■ AVAILABLE DATA ■
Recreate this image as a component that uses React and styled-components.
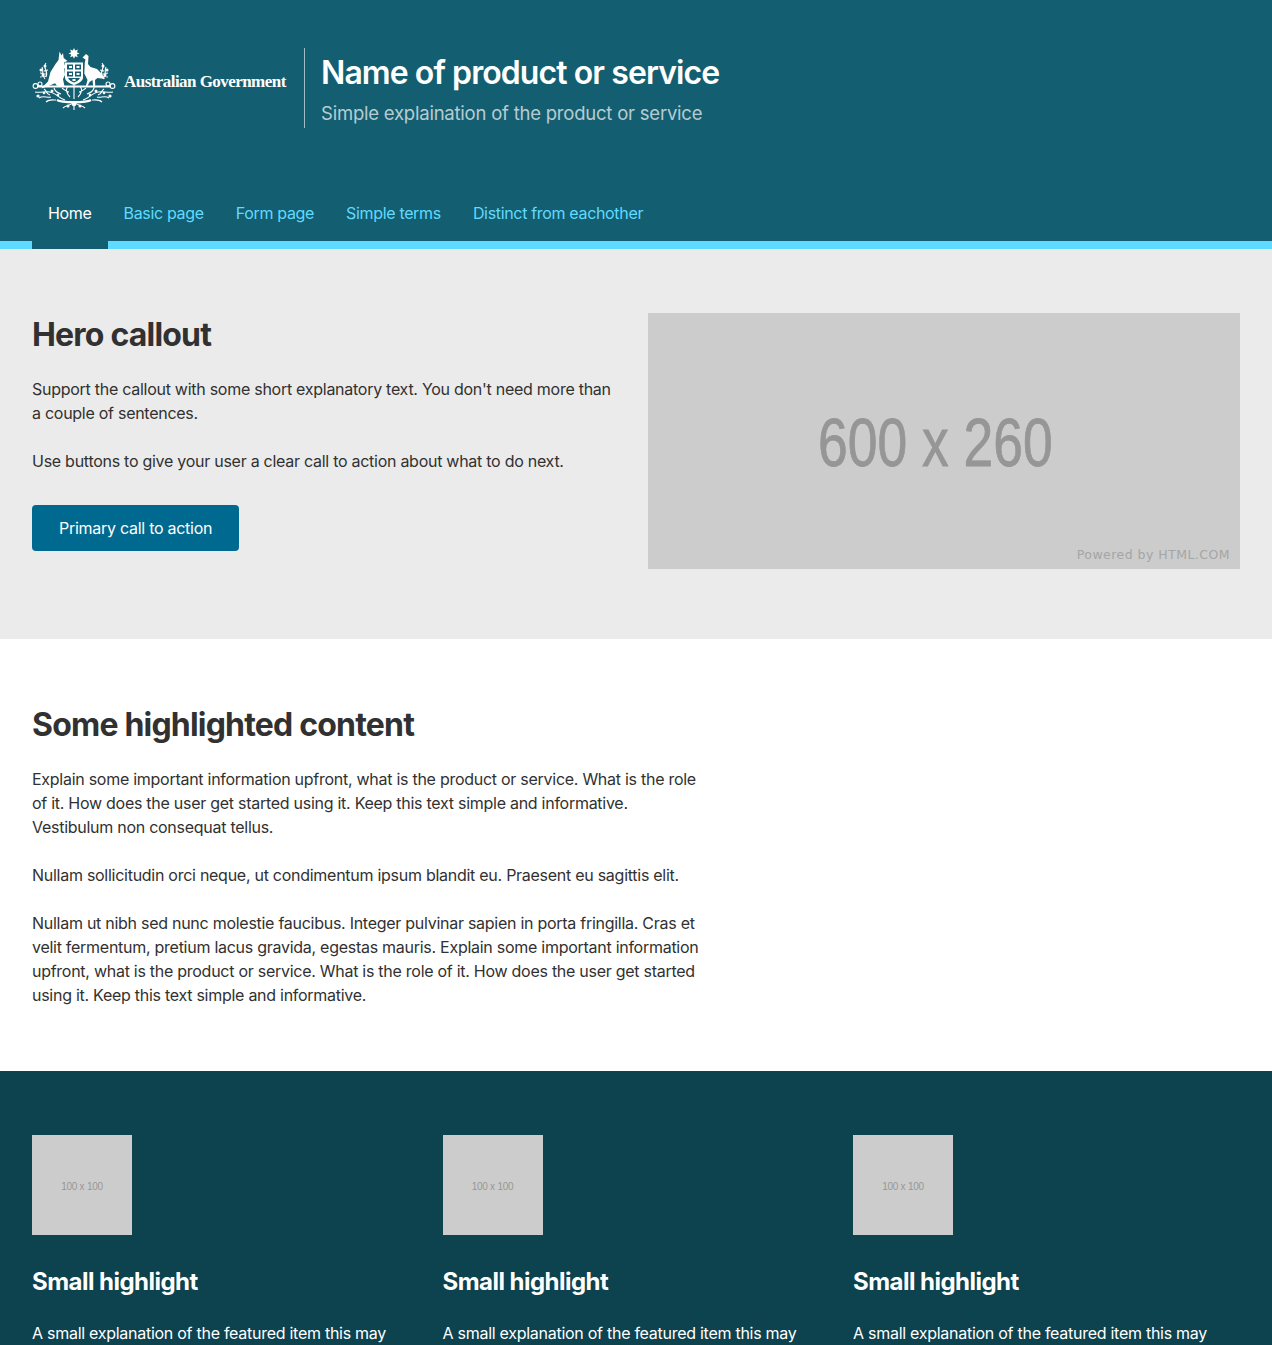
import React from "react";
import styled, { createGlobalStyle } from "styled-components";

const GlobalStyle = createGlobalStyle`
  html, body {
    margin: 0;
    height: 100%;
    overflow: hidden;
    background: #fff;
  }
  body {
    font-family: Inter, "Liberation Sans", sans-serif;
    font-size: 16px;
    line-height: 24px;
    letter-spacing: -0.27px;
    color: #313131;
  }
  p { margin: 0; }
`;

const Page = styled.div`
  height: 1345px;
  overflow: hidden;
`;

const Header = styled.header`
  background: #135e70;
  border-bottom: 8px solid #61daff;
  padding: 48px 32px 0;
  display: flex;
  flex-direction: column;
  justify-content: space-between;
  height: 193px;
`;

const Brand = styled.div`
  display: flex;
  align-items: flex-start;
`;

const Logo = styled.div`
  display: flex;
  align-items: flex-start;
  width: 254px;
  padding-right: 18px;
  height: 80px;
  border-right: 1px solid rgba(255, 255, 255, 0.6);
`;

const LogoText = styled.span`
  font-family: "Liberation Serif", serif;
  font-weight: 700;
  font-size: 17px;
  line-height: 20px;
  color: #fff;
  white-space: nowrap;
  margin: 24px 0 0 8px;
  letter-spacing: -0.55px;
`;

const Titles = styled.div`
  padding-left: 16px;
`;

const Title = styled.div`
  font-size: 32px;
  line-height: 40px;
  font-weight: 600;
  letter-spacing: -0.92px;
  color: #fff;
  margin-top: 5px;
`;

const Subtitle = styled.div`
  font-size: 18.5px;
  line-height: 32px;
  letter-spacing: -0.22px;
  color: rgba(255, 255, 255, 0.7);
  margin-top: 4px;
`;

const Nav = styled.nav`
  display: flex;
  margin-bottom: -8px;
  letter-spacing: -0.33px;
`;

const NavItem = styled.a`
  padding: 16px 16px 24px;
  color: ${(p) => (p.$active ? "#fff" : "#61daff")};
  background: #135e70;
  ${(p) => (p.$active ? "" : "margin-bottom: 8px; padding-bottom: 16px;")}
`;

const Hero = styled.section`
  background: #ebebeb;
  padding: 66px 32px 70px;
  display: flex;
  gap: 32px;
`;

const HeroText = styled.div`
  flex: 1;
`;

const Heading = styled.h2`
  font-size: 32px;
  line-height: 40px;
  font-weight: 700;
  letter-spacing: -0.8px;
  margin: 0 0 22px;
  color: #313131;
`;

const Para = styled.p`
  margin-bottom: 24px;
  &:last-child { margin-bottom: 0; }
`;

const Button = styled.a`
  display: inline-block;
  background: #00698f;
  color: #fff;
  border-radius: 4px;
  padding: 11px 27px;
  margin-top: 8px;
`;

const HeroImage = styled.div`
  position: relative;
  flex: none;
  width: 592px;
  height: 256px;
  margin-top: -2px;
  background: #ccc;
  overflow: hidden;
  display: flex;
  align-items: center;
  justify-content: center;
  padding-right: 17px;
  box-sizing: border-box;
`;

const HeroImageLabel = styled.span`
  font-family: "Liberation Sans", sans-serif;
  font-size: 68px;
  line-height: 1;
  letter-spacing: 0;
  color: #969696;
  white-space: pre;
  transform: scaleX(0.786);
  -webkit-text-stroke: 0.8px #969696;
  filter: blur(0.5px);
  margin-top: 2px;
`;

const Powered = styled.span`
  position: absolute;
  right: 10px;
  bottom: 4px;
  font-family: "DejaVu Sans", sans-serif;
  font-size: 12.5px;
  line-height: 20px;
  letter-spacing: 0.46px;
  color: #a5a5a5;
`;

const Highlight = styled.section`
  padding: 66px 32px 64px;
`;

const HighlightBody = styled.div`
  width: 672px;
`;

const Features = styled.section`
  background: #0d424f;
  padding: 64px 32px;
  display: grid;
  grid-template-columns: repeat(3, 378.5px);
  gap: 32px;
  color: #fff;
`;

const Thumb = styled.div`
  width: 100px;
  height: 100px;
  padding-top: 3px;
  box-sizing: border-box;
  background: #ccc;
  display: flex;
  align-items: center;
  justify-content: center;
  font-family: "Liberation Sans", sans-serif;
  font-size: 10px;
  letter-spacing: -0.25px;
  color: #979797;
  margin-bottom: 31px;
`;

const FeatureTitle = styled.h3`
  font-size: 24px;
  line-height: 32px;
  font-weight: 700;
  letter-spacing: -0.53px;
  color: #fff;
  margin: 0 0 23px;
`;

const Crest = () => (
  <svg width="84" height="62" viewBox="0 0 84 62" fill="none" style={{ flex: "none" }}>
    <path
      fill="#fff"
      d="M42 0l1.200 2.600 2.700-1-1 2.700 2.600 1.100-2.700 1.100 1 2.700-2.700-1-1.100 2.600-1.100-2.600-2.700 1 1-2.700-2.700-1.100 2.600-1.100-1-2.700 2.700 1z"
    />
    <path
      fill="#fff"
      d="M27.500 3.500l2 4 1.500-2.500.7 5 3.800 3-3.300 1.200.6 3 2.700 2-3.200 1.300.7 6.500-2 4 1.500 7.500h-7l-2.500-3.200-7.500 3.200-6.500 2 7-7 2.500-9.500 5-8 3-4z"
    />
    <path
      fill="#fff"
      d="M50.500 9.500l3.500-3.500 2.500 2-.5 8 2.500 3 6.500 2 4.500 4.500 3.500 5.500-7.500-1-2.500 2 .3 7.500h-2l-.8-7.500-3 2-2.500 5-1.300-.6 1.800-6.400-3.200-6.500.5-11 .7-3z"
    />
    <path
      fill="#fff"
      d="M33 14.500h18v15c0 3.500-4.500 6-9 7.500-4.500-1.500-9-4-9-7.500z"
    />
    <path
      fill="#135e70"
      d="M35 16.500h6v5h-6zM43 16.500h6v5h-6zM35 23.500h6v5h-6zM43 23.500h6v5h-6zM36 30h12c-1 2-3.500 3.500-6 4.500-2.500-1-5-2.500-6-4.500z"
    />
    <path
      fill="#fff"
      d="M37 18h3v2h-3zM44.500 18h3v2h-3zM37 25h3v2h-3zM44.500 25h3v2h-3zM40.500 31h3v2h-3z"
    />
    <rect x="5" y="37.500" width="74" height="2" fill="#fff" />
    <g stroke="#fff" strokeWidth="1.100" fill="none">
      <circle cx="3.500" cy="38" r="2.400" />
      <circle cx="8" cy="36" r="2" />
      <circle cx="80.500" cy="38" r="2.400" />
      <circle cx="76" cy="36" r="2" />
      <path d="M10 19c2 4-1 7 3 12M14 15c-4 5 3 8 0 14M8 25l6 1M8 29l6-1M16 22l-4 1" />
      <path d="M74 19c-2 4 1 7-3 12M70 15c4 5-3 8 0 14M76 25l-6 1M76 29l-6-1M68 22l4 1" />
      <path d="M3 44c6 1 10-1 15 0 6 1 10 7 15 8M81 44c-6 1-10-1-15 0-6 1-10 7-15 8" />
      <path d="M7 50c4-3 8 0 12-1M77 50c-4-3-8 0-12-1M14 54c3-3 7-2 10-2M70 54c-3-3-7-2-10-2" />
      <path d="M12 41c3 2 2 5 6 6M72 41c-3 2-2 5-6 6M22 40c1 4 4 5 7 6M62 40c-1 4-4 5-7 6" />
      <path d="M25 52c5 3 29 3 34 0" strokeWidth="2.400" />
      <path d="M36 38c-3 4-1 8 2 11M48 38c3 4 1 8-2 11M42 37v14M30 40c3 2 5 4 7 4M54 40c-3 2-5 4-7 4" />
      <path d="M42 54c-3 4-8 3-11 6M42 54c3 4 8 3 11 6M42 54v8" />
    </g>
    <g fill="#fff">
      <circle cx="9" cy="22" r="1.500" />
      <circle cx="13" cy="18" r="1.500" />
      <circle cx="11" cy="27" r="1.500" />
      <circle cx="75" cy="22" r="1.500" />
      <circle cx="71" cy="18" r="1.500" />
      <circle cx="73" cy="27" r="1.500" />
      <circle cx="6" cy="48" r="1.600" />
      <circle cx="78" cy="48" r="1.600" />
      <circle cx="12" cy="45" r="1.300" />
      <circle cx="72" cy="45" r="1.300" />
      <circle cx="20" cy="43" r="1.500" />
      <circle cx="64" cy="43" r="1.500" />
      <circle cx="26" cy="47" r="1.300" />
      <circle cx="58" cy="47" r="1.300" />
      <circle cx="42" cy="56" r="2.300" />
      <circle cx="36" cy="58" r="1.500" />
      <circle cx="48" cy="58" r="1.500" />
    </g>
  </svg>
);

const navItems = ["Home", "Basic page", "Form page", "Simple terms", "Distinct from eachother"];

const App = () => {
  return (
    <Page>
      <GlobalStyle />
      <Header>
        <Brand>
          <Logo>
            <Crest />
            <LogoText>Australian Government</LogoText>
          </Logo>
          <Titles>
            <Title>Name of product or service</Title>
            <Subtitle>Simple explaination of the product or service</Subtitle>
          </Titles>
        </Brand>
        <Nav>
          {navItems.map((item, i) => (
            <NavItem key={item} $active={i === 0}>
              {item}
            </NavItem>
          ))}
        </Nav>
      </Header>
      <Hero>
        <HeroText>
          <Heading>Hero callout</Heading>
          <Para>
            Support the callout with some short explanatory text. You don't need more than a couple
            of sentences.
          </Para>
          <Para>Use buttons to give your user a clear call to action about what to do next.</Para>
          <Button>Primary call to action</Button>
        </HeroText>
        <HeroImage>
          <HeroImageLabel>600 x 260</HeroImageLabel>
          <Powered>Powered by HTML.COM</Powered>
        </HeroImage>
      </Hero>
      <Highlight>
        <HighlightBody>
          <Heading>Some highlighted content</Heading>
          <Para>
            Explain some important information upfront, what is the product or service. What is the
            role of it. How does the user get started using it. Keep this text simple and
            informative. Vestibulum non consequat tellus.
          </Para>
          <Para>
            Nullam sollicitudin orci neque, ut condimentum ipsum blandit eu. Praesent eu sagittis
            elit.
          </Para>
          <Para>
            Nullam ut nibh sed nunc molestie faucibus. Integer pulvinar sapien in porta fringilla.
            Cras et velit fermentum, pretium lacus gravida, egestas mauris. Explain some important
            information upfront, what is the product or service. What is the role of it. How does
            the user get started using it. Keep this text simple and informative.
          </Para>
        </HighlightBody>
      </Highlight>
      <Features>
        {[0, 1, 2].map((i) => (
          <div key={i}>
            <Thumb>100 x 100</Thumb>
            <FeatureTitle>Small highlight</FeatureTitle>
            <p>A small explanation of the featured item this may</p>
          </div>
        ))}
      </Features>
    </Page>
  );
};

export default App;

■ TASK INSTRUCTIONS ■
Every line containing the string "components" must be listed.

■ SOLUTION TO THIS EXERCISE ■
Recreate this image as a component that uses React and styled-components.
import styled, { createGlobalStyle } from "styled-components";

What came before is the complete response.